- [Task brief]: Copy out each line exactly; pictures stay out of the copy.

- [Data lines]:
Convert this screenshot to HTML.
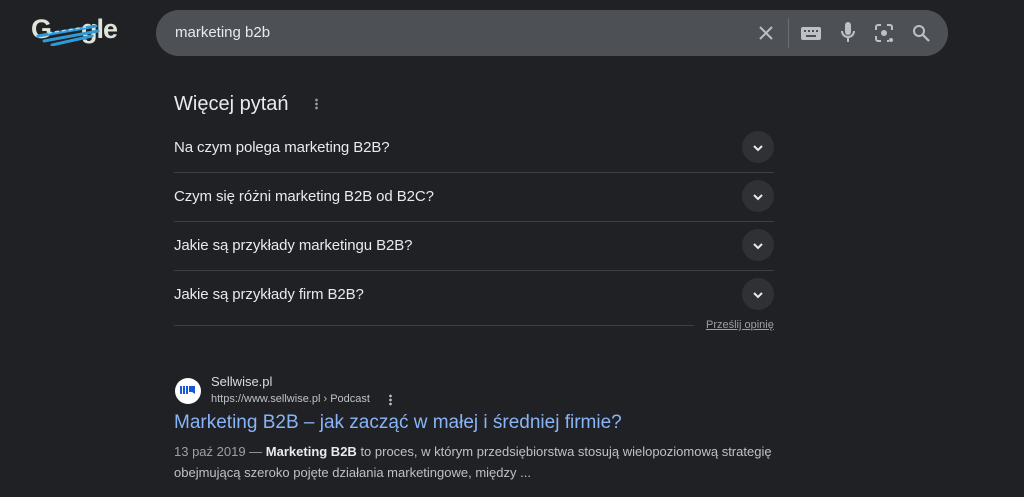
<!DOCTYPE html>
<html><head><meta charset="utf-8"><style>
*{margin:0;padding:0;box-sizing:border-box}
body{width:1024px;height:497px;background:#202124;font-family:"Liberation Sans",Arial,sans-serif;color:#e8eaed;position:relative;overflow:hidden}
.a{position:absolute}
.search{left:156px;top:10px;width:792px;height:46px;border-radius:23px;background:#4d5156}
.q{left:174px;font-size:15px;color:#e8eaed;letter-spacing:-0.1px}
.chev{left:742px;width:32px;height:32px;border-radius:50%;background:#303134}
.sep{left:174px;width:600px;height:1px;background:#3c4043}
</style></head><body>
<div class="a" style="left:31px;top:14px;font-size:27px;font-weight:bold;color:#dfe3d8;letter-spacing:-1px">G</div>
<div class="a" style="left:81px;top:14px;font-size:27px;font-weight:bold;color:#dfe3d8;letter-spacing:-1px">gle</div>
<svg class="a" style="left:34px;top:20px" width="72" height="26"><path d="M4 16 L62 6 M10 21 L64 11 M18 25 L58 16" stroke="#2f9ad8" stroke-width="3" stroke-linecap="round"/><path d="M14 13 L52 7" stroke="#9fe0ff" stroke-width="1.5" stroke-dasharray="4 3"/></svg>
<div class="a search"></div>
<div class="a" style="left:175px;top:24px;font-size:15px;color:#e8eaed">marketing b2b</div>
<svg class="a" style="left:758px;top:25px" width="16" height="16"><path d="M2 2L14 14M14 2L2 14" stroke="#bdc1c6" stroke-width="2"/></svg>
<div class="a" style="left:788px;top:18px;width:1px;height:30px;background:#6a6e73"></div>
<svg class="a" style="left:801px;top:27px" width="20" height="13"><rect x="0" y="0" width="20" height="13" rx="2" fill="#bdc1c6"/><g fill="#4d5156"><rect x="3" y="3" width="2" height="2"/><rect x="7" y="3" width="2" height="2"/><rect x="11" y="3" width="2" height="2"/><rect x="15" y="3" width="2" height="2"/><rect x="5" y="8" width="10" height="2"/></g></svg>
<svg class="a" style="left:840px;top:22px" width="16" height="22"><rect x="5" y="0" width="6" height="13" rx="3" fill="#bdc1c6"/><path d="M2 9a6 6 0 0 0 12 0M8 15v5" stroke="#bdc1c6" stroke-width="2" fill="none"/></svg>
<svg class="a" style="left:874px;top:23px" width="20" height="20"><path d="M2 7V4a2 2 0 0 1 2-2h3M13 2h3a2 2 0 0 1 2 2v3M2 13v3a2 2 0 0 0 2 2h3M13 18h2" stroke="#bdc1c6" stroke-width="2" fill="none"/><circle cx="10" cy="10" r="3" fill="#bdc1c6"/><circle cx="17" cy="17" r="2" fill="#bdc1c6"/></svg>
<svg class="a" style="left:912px;top:24px" width="18" height="18"><circle cx="7" cy="7" r="5" stroke="#bdc1c6" stroke-width="2" fill="none"/><path d="M11 11L17 17" stroke="#bdc1c6" stroke-width="2.2"/></svg>

<div class="a" style="left:174px;top:93px;font-size:20px;color:#e8eaed">Więcej pytań</div>
<div class="a" style="left:315px;top:98px;width:3px;height:12px;background:radial-gradient(circle,#9aa0a6 1.2px,transparent 1.5px) 0 0/3px 4px"></div>

<div class="a q" style="top:139px">Na czym polega marketing B2B?</div>
<div class="a chev" style="top:131px"></div>
<div class="a sep" style="top:172px"></div>
<div class="a q" style="top:188px">Czym się różni marketing B2B od B2C?</div>
<div class="a chev" style="top:180px"></div>
<div class="a sep" style="top:221px"></div>
<div class="a q" style="top:237px">Jakie są przykłady marketingu B2B?</div>
<div class="a chev" style="top:229px"></div>
<div class="a sep" style="top:270px"></div>
<div class="a q" style="top:286px">Jakie są przykłady firm B2B?</div>
<div class="a chev" style="top:278px"></div>
<svg class="a" style="left:751px;top:142px" width="14" height="160"><g stroke="#e8eaed" stroke-width="2" fill="none"><path d="M3 4l4 4 4-4"/><path d="M3 53l4 4 4-4"/><path d="M3 102l4 4 4-4"/><path d="M3 151l4 4 4-4"/></g></svg>
<div class="a" style="left:174px;top:325px;width:520px;height:1px;background:#3c4043"></div>
<div class="a" style="left:706px;top:319px;font-size:11px;color:#9aa0a6;text-decoration:underline">Prześlij opinię</div>

<div class="a" style="left:175px;top:378px;width:26px;height:26px;border-radius:50%;background:#fff"></div>
<svg class="a" style="left:180px;top:385px" width="16" height="11"><g fill="#1a56db"><rect x="0" y="1" width="2" height="8"/><rect x="3" y="1" width="2" height="8"/><rect x="6" y="1" width="2" height="8"/><path d="M9 1h6v8l-3-2h-3z"/></g></svg>
<div class="a" style="left:211px;top:374px;font-size:13px;color:#dadce0">Sellwise.pl</div>
<div class="a" style="left:211px;top:393px;font-size:11px;color:#bdc1c6">https://www.sellwise.pl › Podcast</div>
<div class="a" style="left:389px;top:394px;width:3px;height:12px;background:radial-gradient(circle,#bdc1c6 1.2px,transparent 1.5px) 0 0/3px 4px"></div>
<div class="a" style="left:174px;top:412px;font-size:19px;color:#8ab4f8">Marketing B2B – jak zacząć w małej i średniej firmie?</div>
<div class="a" style="left:174px;top:441px;font-size:13px;color:#bdc1c6;line-height:21px;width:620px"><span style="color:#9aa0a6">13 paź 2019 — </span><b style="color:#e8eaed">Marketing B2B</b> to proces, w którym przedsiębiorstwa stosują wielopoziomową strategię obejmującą szeroko pojęte działania marketingowe, między ...</div>
</body></html>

- [Response to the exercise]:
Convert this screenshot to HTML.
<!DOCTYPE html>
<html><head><meta charset="utf-8"><style>
*{margin:0;padding:0;box-sizing:border-box}
body{width:1024px;height:497px;background:#202124;font-family:"Liberation Sans",Arial,sans-serif;color:#e8eaed;position:relative;overflow:hidden}
.a{position:absolute}
.search{left:156px;top:10px;width:792px;height:46px;border-radius:23px;background:#4d5156}
.q{left:174px;font-size:15px;color:#e8eaed;letter-spacing:-0.1px}
.chev{left:742px;width:32px;height:32px;border-radius:50%;background:#303134}
.sep{left:174px;width:600px;height:1px;background:#3c4043}
</style></head><body>
<div class="a" style="left:31px;top:14px;font-size:27px;font-weight:bold;color:#dfe3d8;letter-spacing:-1px">G</div>
<div class="a" style="left:81px;top:14px;font-size:27px;font-weight:bold;color:#dfe3d8;letter-spacing:-1px">gle</div>
<svg class="a" style="left:34px;top:20px" width="72" height="26"><path d="M4 16 L62 6 M10 21 L64 11 M18 25 L58 16" stroke="#2f9ad8" stroke-width="3" stroke-linecap="round"/><path d="M14 13 L52 7" stroke="#9fe0ff" stroke-width="1.5" stroke-dasharray="4 3"/></svg>
<div class="a search"></div>
<div class="a" style="left:175px;top:24px;font-size:15px;color:#e8eaed">marketing b2b</div>
<svg class="a" style="left:758px;top:25px" width="16" height="16"><path d="M2 2L14 14M14 2L2 14" stroke="#bdc1c6" stroke-width="2"/></svg>
<div class="a" style="left:788px;top:18px;width:1px;height:30px;background:#6a6e73"></div>
<svg class="a" style="left:801px;top:27px" width="20" height="13"><rect x="0" y="0" width="20" height="13" rx="2" fill="#bdc1c6"/><g fill="#4d5156"><rect x="3" y="3" width="2" height="2"/><rect x="7" y="3" width="2" height="2"/><rect x="11" y="3" width="2" height="2"/><rect x="15" y="3" width="2" height="2"/><rect x="5" y="8" width="10" height="2"/></g></svg>
<svg class="a" style="left:840px;top:22px" width="16" height="22"><rect x="5" y="0" width="6" height="13" rx="3" fill="#bdc1c6"/><path d="M2 9a6 6 0 0 0 12 0M8 15v5" stroke="#bdc1c6" stroke-width="2" fill="none"/></svg>
<svg class="a" style="left:874px;top:23px" width="20" height="20"><path d="M2 7V4a2 2 0 0 1 2-2h3M13 2h3a2 2 0 0 1 2 2v3M2 13v3a2 2 0 0 0 2 2h3M13 18h2" stroke="#bdc1c6" stroke-width="2" fill="none"/><circle cx="10" cy="10" r="3" fill="#bdc1c6"/><circle cx="17" cy="17" r="2" fill="#bdc1c6"/></svg>
<svg class="a" style="left:912px;top:24px" width="18" height="18"><circle cx="7" cy="7" r="5" stroke="#bdc1c6" stroke-width="2" fill="none"/><path d="M11 11L17 17" stroke="#bdc1c6" stroke-width="2.2"/></svg>

<div class="a" style="left:174px;top:93px;font-size:20px;color:#e8eaed">Więcej pytań</div>
<div class="a" style="left:315px;top:98px;width:3px;height:12px;background:radial-gradient(circle,#9aa0a6 1.2px,transparent 1.5px) 0 0/3px 4px"></div>

<div class="a q" style="top:139px">Na czym polega marketing B2B?</div>
<div class="a chev" style="top:131px"></div>
<div class="a sep" style="top:172px"></div>
<div class="a q" style="top:188px">Czym się różni marketing B2B od B2C?</div>
<div class="a chev" style="top:180px"></div>
<div class="a sep" style="top:221px"></div>
<div class="a q" style="top:237px">Jakie są przykłady marketingu B2B?</div>
<div class="a chev" style="top:229px"></div>
<div class="a sep" style="top:270px"></div>
<div class="a q" style="top:286px">Jakie są przykłady firm B2B?</div>
<div class="a chev" style="top:278px"></div>
<svg class="a" style="left:751px;top:142px" width="14" height="160"><g stroke="#e8eaed" stroke-width="2" fill="none"><path d="M3 4l4 4 4-4"/><path d="M3 53l4 4 4-4"/><path d="M3 102l4 4 4-4"/><path d="M3 151l4 4 4-4"/></g></svg>
<div class="a" style="left:174px;top:325px;width:520px;height:1px;background:#3c4043"></div>
<div class="a" style="left:706px;top:319px;font-size:11px;color:#9aa0a6;text-decoration:underline">Prześlij opinię</div>

<div class="a" style="left:175px;top:378px;width:26px;height:26px;border-radius:50%;background:#fff"></div>
<svg class="a" style="left:180px;top:385px" width="16" height="11"><g fill="#1a56db"><rect x="0" y="1" width="2" height="8"/><rect x="3" y="1" width="2" height="8"/><rect x="6" y="1" width="2" height="8"/><path d="M9 1h6v8l-3-2h-3z"/></g></svg>
<div class="a" style="left:211px;top:374px;font-size:13px;color:#dadce0">Sellwise.pl</div>
<div class="a" style="left:211px;top:393px;font-size:11px;color:#bdc1c6">https://www.sellwise.pl › Podcast</div>
<div class="a" style="left:389px;top:394px;width:3px;height:12px;background:radial-gradient(circle,#bdc1c6 1.2px,transparent 1.5px) 0 0/3px 4px"></div>
<div class="a" style="left:174px;top:412px;font-size:19px;color:#8ab4f8">Marketing B2B – jak zacząć w małej i średniej firmie?</div>
<div class="a" style="left:174px;top:441px;font-size:13px;color:#bdc1c6;line-height:21px;width:620px"><span style="color:#9aa0a6">13 paź 2019 — </span><b style="color:#e8eaed">Marketing B2B</b> to proces, w którym przedsiębiorstwa stosują wielopoziomową strategię obejmującą szeroko pojęte działania marketingowe, między ...</div>
</body></html>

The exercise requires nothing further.